= Exercise instructions =
Print the listing from its top line through the line containing "const [annee, setAnnee] = useState('2021');", nothing more, and leave out the pictures.

* START Recorded data *

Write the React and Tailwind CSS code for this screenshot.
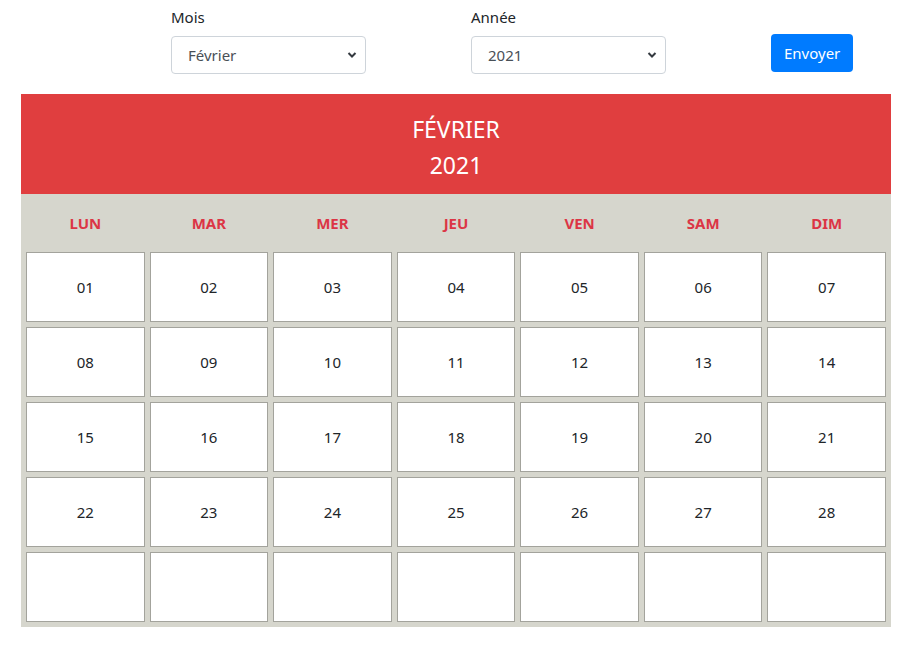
import { useState } from 'react';

const MOIS = ['Janvier', 'Février', 'Mars', 'Avril', 'Mai', 'Juin', 'Juillet', 'Août', 'Septembre', 'Octobre', 'Novembre', 'Décembre'];
const JOURS = ['LUN', 'MAR', 'MER', 'JEU', 'VEN', 'SAM', 'DIM'];

function Chevron() {
  return (
    <svg className="pointer-events-none absolute right-[9px] top-1/2 -translate-y-1/2" width="10" height="7" viewBox="0 0 10 7">
      <path d="M1.5 1.5 L5 5 L8.5 1.5" fill="none" stroke="#343a40" strokeWidth="2" />
    </svg>
  );
}

function Field({ label, value, onChange, options }) {
  return (
    <div className="w-[195px]">
      <label className="block text-[15px] leading-[22px] text-[#212529] mb-[8px]">{label}</label>
      <div className="relative">
        <select
          value={value}
          onChange={e => onChange(e.target.value)}
          className="appearance-none w-full h-[38px] pl-4 pr-7 border border-[#ced4da] rounded-[4px] bg-white text-[15px] text-[#495057] outline-none"
        >
          {options.map(o => <option key={o} value={o}>{o}</option>)}
        </select>
        <Chevron />
      </div>
    </div>
  );
}

export default function App() {
  const [mois, setMois] = useState('Février');
  const [annee, setAnnee] = useState('2021');

  const days = [];
  for (let i = 1; i <= 28; i++) days.push(String(i).padStart(2, '0'));
  for (let i = 0; i < 7; i++) days.push('');

  return (
    <div className="min-h-screen bg-white pt-[6px] px-[21px]" style={{ fontFamily: '"Noto Sans", "Open Sans", sans-serif' }}>
      <div className="flex items-start pl-[150px]">
        <Field label="Mois" value={mois} onChange={setMois} options={MOIS} />
        <div className="ml-[105px]">
          <Field label="Année" value={annee} onChange={setAnnee} options={['2019', '2020', '2021', '2022']} />
        </div>
        <button className="ml-[105px] mt-[28px] h-[38px] px-[13px] rounded-[4px] bg-[#007bff] text-white text-[15px]">
          Envoyer
        </button>
      </div>

      <div className="mt-[20px] w-[870px]">
        <div className="h-[100px] pt-[5px] bg-[#e03e3f] text-white flex flex-col items-center justify-center">
          <div className="text-[23px] leading-[36px]">{mois.toUpperCase()}</div>
          <div className="text-[23px] leading-[36px]">{annee}</div>
        </div>
        <div className="bg-[#d6d6cd] p-[5px] grid grid-cols-7 gap-[5px]">
          {JOURS.map(j => (
            <div key={j} className="h-[48px] flex items-center justify-center text-[15px] font-bold text-[#dc3545]">
              {j}
            </div>
          ))}
          {days.map((d, i) => (
            <div key={i} className="h-[70px] bg-white border border-[#a3a39c] flex items-center justify-center text-[15px] text-[#212529]">
              {d}
            </div>
          ))}
        </div>
      </div>
    </div>
  );
}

* END Recorded data *

= Answer in full =
Write the React and Tailwind CSS code for this screenshot.
import { useState } from 'react';

const MOIS = ['Janvier', 'Février', 'Mars', 'Avril', 'Mai', 'Juin', 'Juillet', 'Août', 'Septembre', 'Octobre', 'Novembre', 'Décembre'];
const JOURS = ['LUN', 'MAR', 'MER', 'JEU', 'VEN', 'SAM', 'DIM'];

function Chevron() {
  return (
    <svg className="pointer-events-none absolute right-[9px] top-1/2 -translate-y-1/2" width="10" height="7" viewBox="0 0 10 7">
      <path d="M1.5 1.5 L5 5 L8.5 1.5" fill="none" stroke="#343a40" strokeWidth="2" />
    </svg>
  );
}

function Field({ label, value, onChange, options }) {
  return (
    <div className="w-[195px]">
      <label className="block text-[15px] leading-[22px] text-[#212529] mb-[8px]">{label}</label>
      <div className="relative">
        <select
          value={value}
          onChange={e => onChange(e.target.value)}
          className="appearance-none w-full h-[38px] pl-4 pr-7 border border-[#ced4da] rounded-[4px] bg-white text-[15px] text-[#495057] outline-none"
        >
          {options.map(o => <option key={o} value={o}>{o}</option>)}
        </select>
        <Chevron />
      </div>
    </div>
  );
}

export default function App() {
  const [mois, setMois] = useState('Février');
  const [annee, setAnnee] = useState('2021');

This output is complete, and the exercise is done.